Le tavole di Rutiliu - tra lotto e astrologia - Per conseguire vincite al Lotto, molte e complicate cabale sono state redatte, con esiti alterni, da celebri astrologi. Fra tutti, Rutilio Benincasa, nato a Torzano, (Cosenza), nel 1555, godette della più grande popolarità, specialmente in Sicilia, dove, racconta lo storico Giuseppe Pitrà, "tutti i cabalisti, dal primo all'ultimo, conoscono Rutilio Benincasa, che quasi tutti chiamano 'Rutiliu', identificando il nome dell'autore ed il titolo dell'opera sua". In verità, il testo che sembra essere stato, per lunghi anni, la bibbia dei giocatori, ovvero "L'almanacco popolare di Rutilio Benincasa", non ha nulla a che vedere con il Lotto, almeno nella sua edizione originale, che tratta solo di segni zodiacali, effetti della Luna sulle maree, notizie sui venti e sulla navigazione.

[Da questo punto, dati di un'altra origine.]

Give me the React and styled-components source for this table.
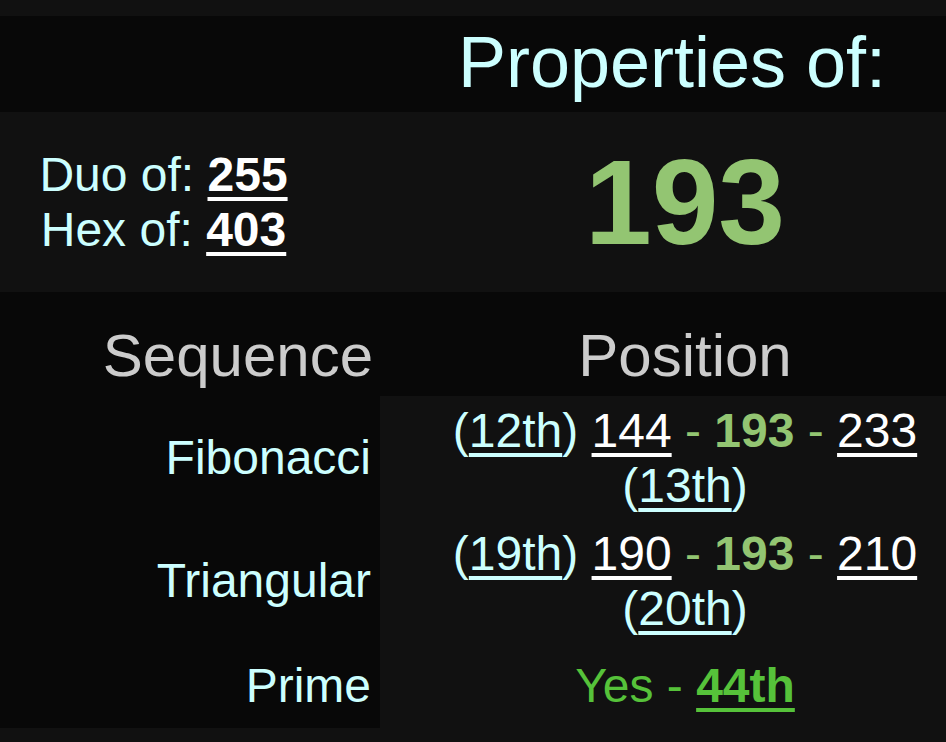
import React from 'react';
import styled, {createGlobalStyle} from 'styled-components';

const GlobalStyle = createGlobalStyle`
  body {
    margin: 0;
    background: #111;
    font-family: "Liberation Sans", Arial, Helvetica, sans-serif;
    color: #ccffff;
  }
`;

const Page = styled.div`
  padding-top: 16px;
  width: 946px;
`;

const IntroTable = styled.div`
  display: grid;
  grid-template-columns: 380px 1fr;
  grid-template-rows: 96px 180px;
`;

const HeadBlank = styled.div`
  background: #080808;
`;

const Title = styled.div`
  background: #080808;
  font-size: 72px;
  text-align: center;
  padding: 5px 0 0 18px;
  white-space: nowrap;
`;

const Aliases = styled.div`
  background: #111;
  display: flex;
  flex-direction: column;
  justify-content: center;
  align-items: center;
  padding-right: 53px;
  font-size: 48px;
`;

const Link = styled.a`
  color: ${props => props.color || '#fff'};
  font-weight: ${props => props.bold ? 700 : 400};
  text-decoration: underline;
  text-underline-offset: 6px;
  cursor: pointer;
`;

const BigNumber = styled.div`
  background: #111;
  display: flex;
  align-items: center;
  justify-content: center;
  padding-left: 44px;
  font-size: 120px;
  font-weight: 700;
  color: #93c572;
`;

const SeqTable = styled.div`
  display: grid;
  grid-template-columns: 380px 1fr;
  grid-template-rows: 104px 123px 123px 86px;
`;

const SeqHead = styled.div`
  background: #080808;
  color: #cccccc;
  font-size: 60px;
  display: flex;
  align-items: flex-end;
  justify-content: ${props => props.right ? 'flex-end' : 'center'};
  padding: ${props => props.right ? '0 7px 6px 0' : '0 0 6px 44px'};
`;

const Label = styled.div`
  background: #080808;
  font-size: 48px;
  display: flex;
  align-items: center;
  justify-content: flex-end;
  padding-right: 9px;
`;

const Value = styled.div`
  background: #111;
  font-size: 48px;
  display: flex;
  align-items: center;
  justify-content: center;
  padding-left: 44px;
  text-align: center;
`;

const Phrase = styled.div`
  color: ${props => props.color || '#ccffff'};
`;

const Dash = styled.span`
  color: #93c572;
`;

const Hit = styled.span`
  color: #93c572;
  font-weight: 700;
`;

function Neighbours({before, beforeRank, after, afterRank}) {
    return (
        <Phrase>
            (<Link color="#ccffff">{beforeRank}</Link>) <Link>{before}</Link>
            <Dash> - </Dash><Hit>193</Hit><Dash> - </Dash>
            <Link>{after}</Link> (<Link color="#ccffff">{afterRank}</Link>)
        </Phrase>
    );
}

export default function App() {
    return (
        <Page>
            <GlobalStyle/>
            <IntroTable>
                <HeadBlank/>
                <Title>Properties of:</Title>
                <Aliases>
                    <div>Duo of: <Link bold>255</Link></div>
                    <div>Hex of: <Link bold>403</Link></div>
                </Aliases>
                <BigNumber>193</BigNumber>
            </IntroTable>
            <SeqTable>
                <SeqHead right>Sequence</SeqHead>
                <SeqHead>Position</SeqHead>

                <Label>Fibonacci</Label>
                <Value>
                    <Neighbours beforeRank="12th" before="144" after="233" afterRank="13th"/>
                </Value>

                <Label>Triangular</Label>
                <Value>
                    <Neighbours beforeRank="19th" before="190" after="210" afterRank="20th"/>
                </Value>

                <Label>Prime</Label>
                <Value>
                    <Phrase color="#56c23a">Yes - <Link bold color="#56c23a">44th</Link></Phrase>
                </Value>
            </SeqTable>
        </Page>
    );
}
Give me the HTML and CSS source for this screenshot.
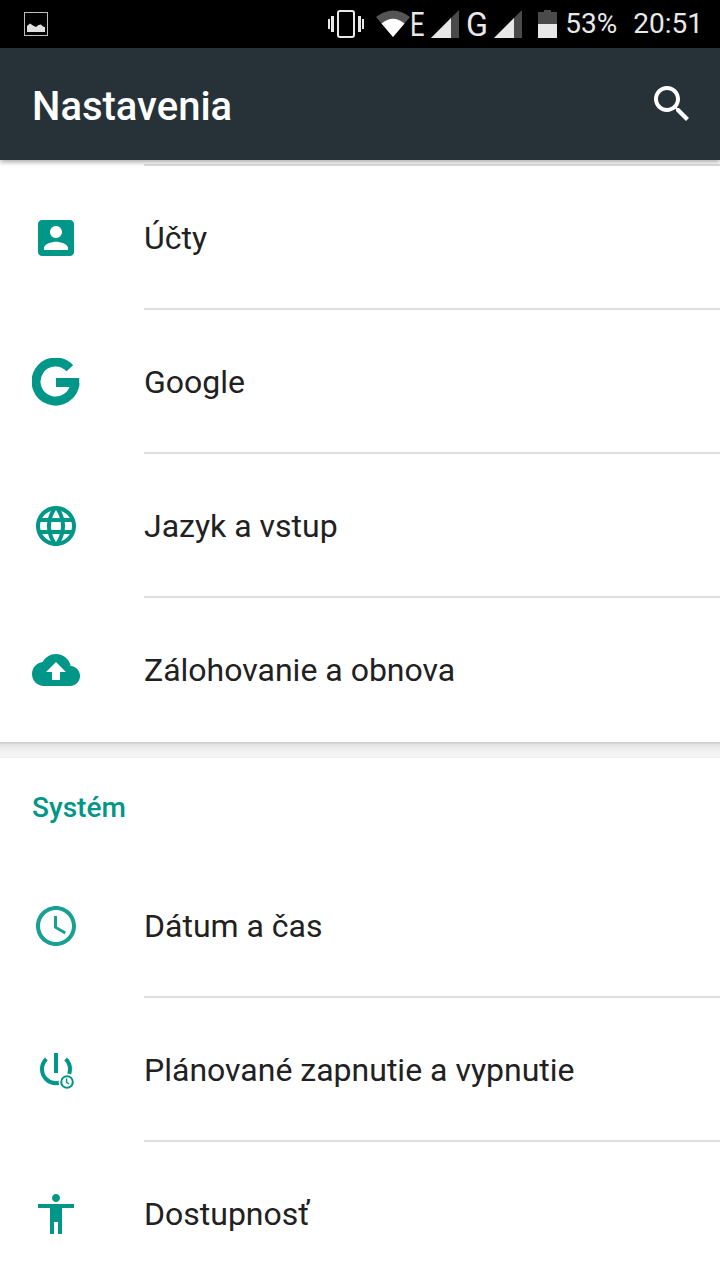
FILE: index.html
```html
<!DOCTYPE html>
<html lang="sk">
<head>
    <meta charset="UTF-8">
    <meta name="viewport" content="width=device-width, initial-scale=1.0">
    <title>Nastavenia</title>
    <link rel="stylesheet" href="styles.css">
</head>
<body>
    <div class="phone">
        <!-- Status bar -->
        <div class="status-bar">
            <svg class="status-picture" width="24" height="24" viewBox="0 0 24 24">
                <rect x="0.5" y="0.5" width="23" height="23" fill="none" stroke="#bdbdbd" stroke-width="1"/>
                <path d="M3 20V14L6 11.5L9 13.5L12 15L14.500 13L17 12.500L19 14.500L21 15V20Z" fill="#e0e0e0"/>
            </svg>
            <div class="status-right">
                <svg class="status-vibrate" width="36" height="28" viewBox="0 0 36 28">
                    <rect x="10" y="1" width="16" height="26" rx="2" fill="none" stroke="#e8e8e8" stroke-width="2"/>
                    <path d="M3 6h3v16H3zM30 6h3v16h-3zM0 9h2v10H0zM34 9h2v10h-2z" fill="#e8e8e8"/>
                </svg>
                <svg class="status-wifi" width="34" height="28" viewBox="0 0 34 28">
                    <path d="M17 27L0 7Q17 -6 34 7Z" fill="#555"/>
                    <path d="M17 27L5.500 13.500Q17 4 28.500 13.500Z" fill="#fff"/>
                </svg>
                <span class="status-letter status-letter-e">E</span>
                <svg class="status-signal" width="28" height="28" viewBox="0 0 28 28">
                    <path d="M0 28L28 0V28Z" fill="#4a4a4a"/>
                    <path d="M0 28L20 8V28Z" fill="#e8e8e8"/>
                </svg>
                <span class="status-letter status-letter-g">G</span>
                <svg class="status-signal status-signal-2" width="28" height="28" viewBox="0 0 28 28">
                    <path d="M0 28L28 0V28Z" fill="#4a4a4a"/>
                    <path d="M0 28L20 8V28Z" fill="#e8e8e8"/>
                </svg>
                <svg class="status-battery" width="19" height="28" viewBox="0 0 19 28">
                    <path d="M6 0h7v2h6v26H0V2h6z" fill="#4a4a4a"/>
                    <path d="M0 14h19v14H0z" fill="#e8e8e8"/>
                </svg>
                <span class="status-percent">53%</span>
                <span class="status-time">20:51</span>
            </div>
        </div>

        <!-- App bar -->
        <div class="app-bar">
            <h1 class="app-title">Nastavenia</h1>
            <svg class="icon" viewBox="0 0 24 24" fill="#fff">
                <path d="M15.500 14h-.79l-.28-.27C15.410 12.590 16 11.110 16 9.500 16 5.910 13.090 3 9.500 3S3 5.910 3 9.500 5.910 16 9.500 16c1.610 0 3.090-.59 4.230-1.570l.27.28v.79l5 4.990L20.490 19l-4.990-5zm-6 0C7.010 14 5 11.990 5 9.500S7.010 5 9.500 5 14 7.010 14 9.500 11.990 14 9.500 14z"/>
            </svg>
        </div>

        <div class="content">
            <div class="scrolled-edge"></div>

            <div class="settings-group">
                <div class="settings-row">
                    <svg class="icon row-icon" viewBox="0 0 24 24">
                        <path d="M3 5v14c0 1.100.89 2 2 2h14c1.100 0 2-.9 2-2V5c0-1.100-.9-2-2-2H5c-1.110 0-2 .9-2 2zm12 4c0 1.660-1.340 3-3 3s-3-1.340-3-3 1.340-3 3-3 3 1.340 3 3zm-9 8c0-2 4-3.100 6-3.100s6 1.100 6 3.100v1H6v-1z"/>
                    </svg>
                    <div class="row-label">Účty</div>
                </div>
                <div class="settings-row">
                    <svg class="icon row-icon" viewBox="0 0 24 24">
                        <path d="M18.900 5.100A9.750 9.750 0 1 0 21.500 12.500" fill="none" stroke="#009688" stroke-width="4.500"/>
                        <path d="M12 10h11.600v4.500H12z"/>
                    </svg>
                    <div class="row-label">Google</div>
                </div>
                <div class="settings-row">
                    <svg class="icon row-icon" viewBox="0 0 24 24">
                        <path d="M11.990 2C6.470 2 2 6.480 2 12s4.470 10 9.990 10C17.520 22 22 17.520 22 12S17.520 2 11.990 2zm6.930 6h-2.950c-.32-1.250-.78-2.450-1.380-3.560 1.840.63 3.370 1.910 4.330 3.560zM12 4.040c.83 1.200 1.480 2.530 1.910 3.960h-3.820c.43-1.430 1.080-2.760 1.910-3.960zM4.260 14C4.100 13.360 4 12.690 4 12s.1-1.360.26-2h3.380c-.08.66-.14 1.320-.14 2 0 .68.06 1.340.14 2H4.260zm.82 2h2.950c.32 1.250.78 2.450 1.380 3.560-1.840-.63-3.370-1.900-4.330-3.560zm2.950-8H5.080c.96-1.660 2.490-2.930 4.330-3.560C8.810 5.550 8.350 6.750 8.030 8zM12 19.960c-.83-1.200-1.480-2.530-1.910-3.960h3.820c-.43 1.430-1.080 2.760-1.910 3.960zM14.340 14H9.660c-.09-.66-.16-1.320-.16-2 0-.68.07-1.350.16-2h4.680c.09.65.16 1.320.16 2 0 .68-.07 1.340-.16 2zm.25 5.560c.6-1.110 1.060-2.310 1.380-3.560h2.950c-.96 1.650-2.490 2.930-4.330 3.560zM16.360 14c.08-.66.14-1.320.14-2 0-.68-.06-1.340-.14-2h3.380c.16.64.26 1.310.26 2s-.1 1.360-.26 2h-3.380z"/>
                    </svg>
                    <div class="row-label">Jazyk a vstup</div>
                </div>
                <div class="settings-row settings-row-last">
                    <svg class="icon row-icon" viewBox="0 0 24 24">
                        <path d="M19.350 10.040C18.670 6.590 15.640 4 12 4 9.110 4 6.600 5.640 5.350 8.040 2.340 8.360 0 10.910 0 14c0 3.310 2.690 6 6 6h13c2.760 0 5-2.240 5-5 0-2.640-2.050-4.780-4.650-4.960zM14 13v4h-4v-4H7l5-5 5 5h-3z"/>
                    </svg>
                    <div class="row-label">Zálohovanie a obnova</div>
                </div>
            </div>

            <div class="group-gap"></div>

            <div class="settings-group">
                <h2 class="group-title">Systém</h2>
                <div class="settings-row">
                    <svg class="icon row-icon row-icon-soft" viewBox="0 0 24 24">
                        <path d="M11.990 2C6.470 2 2 6.480 2 12s4.470 10 9.990 10C17.520 22 22 17.520 22 12S17.520 2 11.990 2zM12 20c-4.420 0-8-3.580-8-8s3.580-8 8-8 8 3.580 8 8-3.580 8-8 8zm.5-13H11v6l5.250 3.150.75-1.230-4.500-2.670z"/>
                    </svg>
                    <div class="row-label">Dátum a čas</div>
                </div>
                <div class="settings-row">
                    <svg class="icon row-icon" viewBox="0 0 24 24">
                        <path d="M11 3.500h2v10h-2z"/>
                        <path d="M7.200 6.500A7 7 0 1 0 16.800 6.500" fill="none" stroke="#009688" stroke-width="2"/>
                        <circle cx="17.500" cy="18" r="4.200" fill="#fff"/>
                        <circle cx="17.500" cy="18" r="2.900" fill="none" stroke="#009688" stroke-width="1"/>
                        <path d="M17.300 16.200v2l1.300.8" fill="none" stroke="#009688" stroke-width=".7"/>
                    </svg>
                    <div class="row-label">Plánované zapnutie a vypnutie</div>
                </div>
                <div class="settings-row">
                    <svg class="icon row-icon" viewBox="0 0 24 24">
                        <path d="M12 2c1.100 0 2 .9 2 2s-.9 2-2 2-2-.9-2-2 .9-2 2-2zm9 7h-6v13h-2v-6h-2v6H9V9H3V7h18v2z"/>
                    </svg>
                    <div class="row-label">Dostupnosť</div>
                </div>
            </div>
        </div>
    </div>
</body>
</html>
```

FILE: styles.css
```css
* {
    margin: 0;
    padding: 0;
    box-sizing: border-box;
}

html, body {
    height: 100%;
    overflow: hidden;
}

body {
    font-family: Roboto, "Noto Sans", sans-serif;
    background: #fff;
}

.phone {
    width: 720px;
    height: 1280px;
    overflow: hidden;
    display: flex;
    flex-direction: column;
}

/* Status bar */
.status-bar {
    height: 48px;
    flex: none;
    background: #000;
    color: #e8e8e8;
    display: flex;
    align-items: center;
    justify-content: space-between;
    padding: 0 17px 0 24px;
}

.status-right {
    display: flex;
    align-items: center;
}

.status-vibrate {
    margin-right: 12px;
}

.status-letter {
    font-size: 34px;
    font-weight: 400;
    line-height: 48px;
    display: block;
}

.status-letter-e {
    width: 18px;
    margin: 0 3px 0 0;
    transform: scaleX(0.75);
    transform-origin: left center;
}

.status-letter-g {
    width: 25px;
    margin: 0 3px 0 7px;
    transform: scaleX(0.95);
    transform-origin: left center;
}

.status-battery {
    margin-left: 16px;
}

.status-percent,
.status-time {
    font-size: 28px;
    line-height: 48px;
}

.status-percent {
    margin-left: 8px;
}

.status-time {
    margin-left: 16px;
}

/* App bar */
.app-bar {
    height: 112px;
    flex: none;
    background: #263238;
    display: flex;
    align-items: center;
    justify-content: space-between;
    padding: 0 24px 0 32px;
    position: relative;
    z-index: 2;
    box-shadow: 0 2px 5px rgba(0, 0, 0, 0.35);
}

.app-title {
    color: #fff;
    font-size: 40px;
    font-weight: 500;
    padding-top: 4px;
}

.icon {
    width: 48px;
    height: 48px;
    flex: none;
}

/* Settings list */
.content {
    flex: 1;
    min-height: 0;
}

.scrolled-edge {
    height: 6px;
    margin-left: 144px;
    border-bottom: 2px solid #dedede;
}

.settings-row {
    height: 144px;
    display: flex;
    align-items: center;
    padding-left: 32px;
    position: relative;
}

.settings-row::after {
    content: "";
    position: absolute;
    left: 144px;
    right: 0;
    bottom: 0;
    height: 2px;
    background: #dedede;
}

.settings-row-last::after {
    display: none;
}

.row-icon {
    fill: #009688;
    margin-right: 64px;
}

.row-icon-soft {
    opacity: 0.9;
}

.row-label {
    font-size: 32px;
    color: #212121;
}

.group-gap {
    height: 16px;
    background: linear-gradient(#c9c9c9 0, #e6e6e6 3px, #f3f3f3 10px, #f5f5f5 15px, #e9e9e9 16px);
}

.group-title {
    height: 96px;
    display: flex;
    align-items: center;
    padding: 2px 0 0 32px;
    font-size: 28px;
    font-weight: 500;
    color: #009688;
}
```
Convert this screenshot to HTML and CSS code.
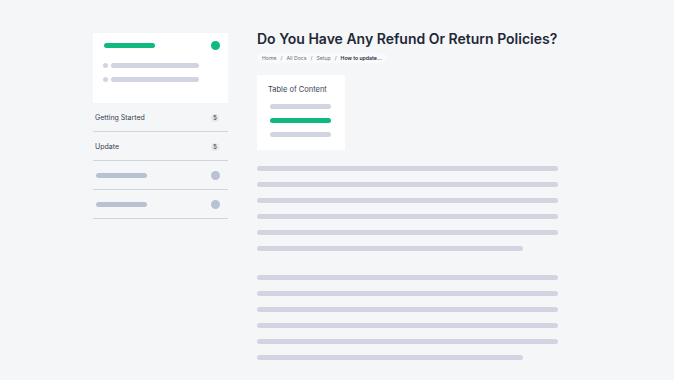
FILE: index.html
```html
<!DOCTYPE html>
<html>
<head>
<meta charset="utf-8">
<link rel="stylesheet" href="styles.css">
</head>
<body>
<div class="page">
  <aside class="sidebar">
    <div class="card">
      <div class="card-head">
        <span class="bar green w51"></span>
        <span class="dot green-dot"></span>
      </div>
      <div class="card-row"><span class="bullet"></span><span class="bar grey w88"></span></div>
      <div class="card-row"><span class="bullet"></span><span class="bar grey w88"></span></div>
    </div>
    <ul class="nav">
      <li class="nav-item"><span class="nav-label">Getting Started</span><span class="badge">5</span></li>
      <li class="nav-item"><span class="nav-label">Update</span><span class="badge">5</span></li>
      <li class="nav-item"><span class="bar slate w51"></span><span class="dot slate-dot"></span></li>
      <li class="nav-item"><span class="bar slate w51"></span><span class="dot slate-dot"></span></li>
    </ul>
  </aside>
  <main class="main">
    <h1 class="title">Do You Have Any Refund Or Return Policies?</h1>
    <nav class="crumbs"><span>Home</span><span class="sep">/</span><span>All Docs</span><span class="sep">/</span><span>Setup</span><span class="sep">/</span><span class="current">How to update...</span></nav>
    <div class="toc">
      <div class="toc-title">Table of Content</div>
      <span class="bar grey toc-bar"></span>
      <span class="bar green toc-bar"></span>
      <span class="bar grey toc-bar"></span>
    </div>
    <div class="para">
      <span class="bar grey line"></span>
      <span class="bar grey line"></span>
      <span class="bar grey line"></span>
      <span class="bar grey line"></span>
      <span class="bar grey line"></span>
      <span class="bar grey line short"></span>
    </div>
    <div class="para">
      <span class="bar grey line"></span>
      <span class="bar grey line"></span>
      <span class="bar grey line"></span>
      <span class="bar grey line"></span>
      <span class="bar grey line"></span>
      <span class="bar grey line short"></span>
    </div>
  </main>
</div>
</body>
</html>
```
FILE: styles.css
```css
* { box-sizing: border-box; }
html, body { margin: 0; padding: 0; }
body {
  background: #f5f6f8;
  font-family: Inter, "Noto Sans", sans-serif;
  width: 674px;
  height: 380px;
  overflow: hidden;
}
.page {
  display: flex;
  gap: 29px;
  padding: 33px 0 0 93px;
}
.sidebar { width: 135px; flex: none; }
.card {
  background: #ffffff;
  height: 70px;
  padding: 8px 8px 0 10px;
}
.card-head {
  display: flex;
  justify-content: space-between;
  align-items: center;
  height: 9px;
  margin-bottom: 13px;
  padding-left: 1px;
}
.card-row {
  display: flex;
  align-items: center;
  gap: 3px;
  height: 5px;
  margin-bottom: 9px;
}
.bar { display: block; height: 5px; border-radius: 3px; }
.green { background: #10b981; }
.grey { background: #d0d5e1; }
.slate { background: #b9c2d2; }
.w51 { width: 51px; }
.w88 { width: 88px; }
.dot { display: block; width: 9px; height: 9px; border-radius: 50%; }
.green-dot { background: #10b981; }
.slate-dot { background: #b9c2d2; }
.bullet { display: block; width: 5px; height: 5px; border-radius: 50%; background: #d0d5e1; }
.nav { list-style: none; margin: 0; padding: 0; }
.nav-item {
  display: flex;
  justify-content: space-between;
  align-items: center;
  height: 29px;
  border-bottom: 1px solid #cfd4de;
  padding: 1px 8px 0 2px;
}
.nav-item .bar { margin-left: 1px; }
.nav-label { font-size: 7px; color: #374151; font-weight: 400; }
.badge {
  width: 8px; height: 8px; border-radius: 50%;
  background: #e6e8ec;
  font-size: 5.5px; font-weight: 600; color: #3a4150;
  display: flex; align-items: center; justify-content: center;
  margin-right: 1px;
}
.main { width: 301px; flex: none; }
.title {
  margin: 0;
  font-size: 14px;
  line-height: 11px;
  font-weight: 600;
  color: #1f2937;
  white-space: nowrap;
  padding-top: 0;
}
.crumbs {
  display: inline-flex;
  align-items: center;
  gap: 4px;
  margin-top: 9px;
  height: 10px;
  padding: 0 5px;
  border-radius: 5px;
  background: #f9fafb;
  font-size: 5.2px;
  color: #6b7280;
}
.crumbs .current { color: #1f2937; font-weight: 600; }
.toc {
  width: 88px;
  height: 75px;
  background: #ffffff;
  margin-top: 11px;
  padding: 10px 0 0 13px;
}
.toc-title { font-size: 7.5px; color: #374151; line-height: 9px; margin-left: -2px; margin-bottom: 10px; }
.toc-bar { width: 61px; height: 5px; margin-bottom: 9px; }
.para { display: flex; flex-direction: column; gap: 11px; margin-top: 16px; }
.para + .para { margin-top: 24px; }
.line { width: 301px; }
.line.short { width: 266px; }
```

Il libro citato dal Pitrà è, con molta probabilità, un'opera spuria, arricchita, da mano ignota, di elementi di geometria ad uso divinatorio. Poco più di un mito librario dunque, quello di Rutilio, le cui presunte cabale ancora si stampano in coda alle moderne edizioni della "Smorfia".
All'astrologo calabrese, o al suo misterioso contraffattore, viene riconosciuto il merito di aver intuito l'importantissima regola dei numeri simpatici, secondo la quale per una sorta di "magia delle similitudini", ogni estrazione finisce per dimostrare l'altra, come se certi numeri fossero legati tra di loro in serie dette, appunto, "simpatiche". A proposito della fama di cui godette Rutilio, c'è da ricordare una curiosa contraddizione che non risparmioò neppure un severissimo censore del gioco del Lotto, l'avvocato della curia romana Pietro Pompilio Rodotà, il quale, nell'opera intitolata "Dei Giuochi d'industria, di sorte e misti", del 1769, dapprima usa parole di fuoco contro le cabale che si fanno per vincere, definendole arbitrarie, puerili, capricciose ed equivoche, poi, dovendosi occupare di colui che ne era ritenuto il maestro, ovvero Rutilio, ammorbidisce il tiro, chiamandolo "eccellente filosofo, matematico ed astronomo". Sia come sia, a questo punto il lettore, incuriosito, reclamerà un esempio.
Ecco una regola, presumibilmente rutiliana, atta a ricavare il numero simpatico per un qualsiasi mese. La riproduco fedelmente per come ci è stata tramandata dall'astronomo, fisico e cabalista veneziano Pietro Casamia: "Per formare questa operazione, cioè per avere il vero numero simpatico mensile, conviene in primo luogo sapere quanti giorni abbia la Luna in quel primo dì del mese per cui si vorrà operare. In questo nostro dato esempio, noi opereremo per avere il numero simpatico per il mese di giugno 1784, e vedremo nel corso lunare del mio giro astrologico, che tra i computi di calcolo, credo il più probabile noi vedremo avvenire giorni tredici di Luna nel primo giorno di giugno, ciò certificati, noi ricorreremo alle tavole algebrate, di due luminari, cioè il Sole e della Luna; prendendo in primo quello del Sole, ci porteremo al 13° grado, ove è calcolata per gradi 30, che significano i gradi mensili, e quindi a questo 13° grado, indicante i giorni del corso lunare, noi vi troveremo di confronto i tre numeri 79 12 e 86, e con questi tre numeri noi formeremo una piramide, con gettare fuori al solito in arte cabalistica fuori 9, come segue:
(Spiegazione: Il primo numero, 79, produce 7+9=16 che equivale a 1+6=7. La seconda cifra del 79, il 9, si somma con la prima cifra del secondo numero, il 12, e così facendo 9+1=10 che equivale a 1+0=1. E via di seguito...)."
Regole come questa costituiscono solo una piccola parte dell'infinita serie che le moltitudini di cabalisti escogitarono nel corso dei secoli. Sistemi sempre più complicati, che il popolo faticava a capire, preferendo l'arte più immediata degli "assistiti", che non obbligavano a sapere di matematica o d'astrologia, ma, al massimo, rimandavano alla "Smorfia". Così, nel succedersi dei secoli, l'800 vide il tramonto degli ultimi cabalisti, abbarbicati a una scienza chiusa in se stessa ed impossibile da divulgare. Ai primi del secolo corrente, a Napoli, gli ultimi cabalisti si consumavano gli occhi e l'ingegno seduti ai tavolini d'un caffè, tra lo scherno degli "assistiti", ai quali bastava un sonnellino per ricevere un po' di numeri buoni.